MMJ have the opposite problem of approaching the stodgy world of rock and roll with a sense of fun that is palpably missing on modern rock radio (though I don’t think FM radio is a particularly viable source of gauging artist influence and popularity anymore, not even in the case of Lady Gaga). Yeah, “Victory Dance” and “Circuital” are open-ended, expansive, and gorgeously produced, but they also have a sense of movement that is lacking in the strippers and grime sleaze of most of today’s modern rock radio (side note: When did I become my grandfather?). “Victory Dance” has a ridiculous harmony opening and riff in that it is simultaneously silly and threatening, the way that bands from the Seventies could be (did somebody say Styx, “Renegade”?). Plus, “Circuital” is a sequel of sorts to “Gideon,” one of the stellar moments on Z, so it deserves extra consideration on this album, and I can imagine how great it would sound in a live setting.

If you want an example of this level of pop fun in Circuital, check out the track “Holdin On To Black Metal.” At a glance, the song is just pure fun, all porn wah-wah pedal guitars melded with horns and the ridiculous falsetto of James to perfect taste. This song illustrates how Circuital is a very keyboard-driven album, even though the guitars hold their own. Wait, is that a kid’s choir singing background in the chorus? I love this band! Talking about Lucifer’s peach (um, ew) isn’t the wackiest thing about this song, but I think it holds together better than last album’s "Highly Suspicious." Keep in mind I loved the latter, but this is just a better song since I’ll take a Motown rave-up over Prince any day of the week. 

Regardless, MMJ still shows signs of light at the end of each tunnel. It’s getting harder and harder for any musical artist to release an album without a specific marketing niche and hook. Yet Jim James and his crack band have never fit within that marketing game because they’ve taken the traditional route of touring and honing their sound to a razor edge. They also utilize James’ soaring vocals to great effect, covering Berlin and Erykah Badu in early demos. This is a refusal to fit within any niche except whatever they find, and this is a hallmark of the best bands. Some artists were born this way, and I firmly believe My Morning Jacket prove that they’ve got nothing to prove on this album. Have fun, boys, I know I am when I listen to this, and I bet that teenaged Moodicarus would have loved it too when he put down the SR-71 album.


Jake said...

ok, let me first say my morning jacket has always been a 'meh' band for me. if they are playing i'm fine, but if someone wants to switch to something else, i give no protests.
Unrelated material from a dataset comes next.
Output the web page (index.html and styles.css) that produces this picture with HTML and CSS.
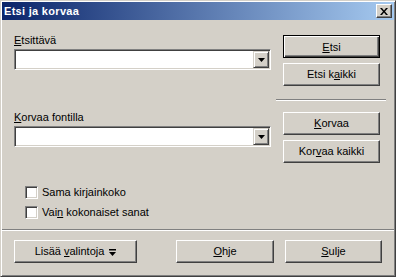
FILE: index.html
```html
<!DOCTYPE html>
<html lang="fi">
<head>
    <meta charset="UTF-8">
    <title>Etsi ja korvaa</title>
    <link rel="stylesheet" href="styles.css">
</head>
<body>
    <div class="window">
        <div class="titlebar">
            <span class="title">Etsi ja korvaa</span>
            <button class="close-btn" aria-label="Sulje">
                <svg width="8" height="7" viewBox="0 0 8 7"><path d="M0 0h2l2 2.4 2-2.4h2l-3 3.5 3 3.5h-2l-2-2.4-2 2.4h-2l3-3.5z" fill="#000"/></svg>
            </button>
        </div>
        <div class="content">
            <div class="main">
                <div class="fields">
                    <div class="field-label"><u>E</u>tsittävä</div>
                    <div class="combo">
                        <div class="combo-text"></div>
                        <span class="combo-btn"><svg width="7" height="4" viewBox="0 0 7 4"><path d="M0 0h7l-3.5 4z" fill="#000"/></svg></span>
                    </div>
                    <div class="field-label second"><u>K</u>orvaa fontilla</div>
                    <div class="combo">
                        <div class="combo-text"></div>
                        <span class="combo-btn"><svg width="7" height="4" viewBox="0 0 7 4"><path d="M0 0h7l-3.5 4z" fill="#000"/></svg></span>
                    </div>
                </div>
                <div class="actions">
                    <button class="btn default"><span><u>E</u>tsi</span></button>
                    <button class="btn"><span>Etsi k<u>a</u>ikki</span></button>
                    <div class="sep short"></div>
                    <button class="btn"><span><u>K</u>orvaa</span></button>
                    <button class="btn"><span>Kor<u>v</u>aa kaikki</span></button>
                </div>
            </div>
            <div class="options">
                <label class="check-row"><span class="checkbox"></span><span>Sama kir<u>j</u>ainkoko</span></label>
                <label class="check-row"><span class="checkbox"></span><span>Vai<u>n</u> kokonaiset sanat</span></label>
            </div>
            <div class="sep full"></div>
            <div class="footer">
                <button class="btn wide"><span>Lisää <u>v</u>alintoja</span>
                    <svg class="more-icon" width="7" height="7" viewBox="0 0 7 7"><path d="M0 0h7v1.5h-7z M0 3h7l-3.5 4z" fill="#000"/></svg>
                </button>
                <button class="btn push"><span><u>O</u>hje</span></button>
                <button class="btn"><span><u>S</u>ulje</span></button>
            </div>
        </div>
    </div>
</body>
</html>
```

FILE: styles.css
```css
body {
    margin: 0;
    font-family: "Liberation Sans", Arial, sans-serif;
    font-size: 11px;
    color: #000;
    background: #d4d0c8;
}
.window {
    box-sizing: border-box;
    width: 396px;
    height: 277px;
    padding: 1px;
    background: #d4d0c8;
    border: 1px solid;
    border-color: #d4d0c8 #404040 #404040 #d4d0c8;
    box-shadow: inset 1px 1px #fff, inset -1px -1px #808080;
    display: flex;
    flex-direction: column;
}
.titlebar {
    height: 18px;
    display: flex;
    align-items: center;
    justify-content: space-between;
    padding: 0 2px;
    background: linear-gradient(to right, #0a246a, #a6caf0);
}
.title {
    color: #fff;
    font-weight: bold;
    line-height: 18px;
    letter-spacing: 0.3px;
}
.close-btn {
    box-sizing: border-box;
    width: 16px;
    height: 14px;
    padding: 0;
    display: flex;
    align-items: center;
    justify-content: center;
    background: #d4d0c8;
    border: 1px solid;
    border-color: #fff #404040 #404040 #fff;
    box-shadow: inset -1px -1px #808080;
}
.content {
    flex: 1;
    padding: 14px 12px 0;
    display: flex;
    flex-direction: column;
}
.main {
    display: grid;
    grid-template-columns: 257px 97px;
    column-gap: 12px;
}
.fields { display: flex; flex-direction: column; }
.field-label {
    line-height: 13px;
    margin-bottom: 2px;
}
.field-label.second { margin-top: 41px; }
.combo {
    box-sizing: border-box;
    height: 21px;
    display: flex;
    padding: 1px;
    background: #fff;
    border: 1px solid;
    border-color: #808080 #fff #fff #808080;
    box-shadow: inset 1px 1px #404040, inset -1px -1px #d4d0c8;
}
.combo-text { flex: 1; }
.combo-btn {
    box-sizing: border-box;
    width: 16px;
    height: 17px;
    display: flex;
    align-items: center;
    justify-content: center;
    background: #d4d0c8;
    border: 1px solid;
    border-color: #d4d0c8 #404040 #404040 #d4d0c8;
    box-shadow: inset 1px 1px #fff, inset -1px -1px #808080;
}
.actions {
    display: flex;
    flex-direction: column;
    gap: 5px;
    margin-top: 1px;
}
.btn {
    box-sizing: border-box;
    width: 97px;
    height: 23px;
    padding: 0;
    font: inherit;
    color: #000;
    display: flex;
    align-items: center;
    justify-content: center;
    line-height: 13px;
    background: #d4d0c8;
    border: 1px solid;
    border-color: #fff #404040 #404040 #fff;
    box-shadow: inset -1px -1px #808080;
}
.btn.default {
    border-color: #000;
    box-shadow: inset 1px 1px #fff, inset -1px -1px #404040, inset -2px -2px #808080;
    padding-top: 2px;
}
.sep {
    border-top: 1px solid #808080;
    border-bottom: 1px solid #fff;
    height: 0;
}
.sep.short { margin: 8px -6px 6px -7px; }
.sep.full { margin: 6px -12px 0; }
.options {
    display: flex;
    flex-direction: column;
    margin-top: 20px;
    padding-left: 11px;
}
.check-row {
    height: 20px;
    display: flex;
    align-items: flex-start;
    gap: 4px;
    line-height: 13px;
    padding-top: 3px;
    box-sizing: border-box;
}
.checkbox {
    box-sizing: border-box;
    width: 13px;
    height: 13px;
    background: #fff;
    border: 1px solid;
    border-color: #808080 #fff #fff #808080;
    box-shadow: inset 1px 1px #404040, inset -1px -1px #d4d0c8;
}
.footer {
    display: flex;
    gap: 11px;
    margin-top: 9px;
}
.btn.wide { width: 123px; gap: 5px; }
.btn.push { margin-left: auto; width: 98px; }
.more-icon { margin-top: 1px; }
```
i dug this album because it sounded like they recorded the entire thing in a big empty church with great acoustics. which, by the way, is pretty much what they did. the sonic value is fantastic.

the album kind of blends in for me. each track is a little like the one before it. i dig the slow pacing and the overall sound, but it kind of felt like one long song with a few bridges.

unfortunately i don't have much else to say. it is just another 'meh' album from a 'meh' band.

Moodicarus said...

Wow Jake, I still can't believe I'm reading this three weeks later. Yes, Circuital isn't their best album by far, but it's still an interesting step forward and hardly blends (though the end is softer than expected). I find that the band's creative streak is something to be championed, and they consistently find new ways to entertain me when listening. Regardless of sonic value, the songwriting has always been there to turn these tunes to gold, and I really appreciate that. I respectfully disagree with this comment because I think you should hear the live album Okonokos sometime to really get how different they are from other touring groups. Glad that you did seem to get some enjoyment out of it.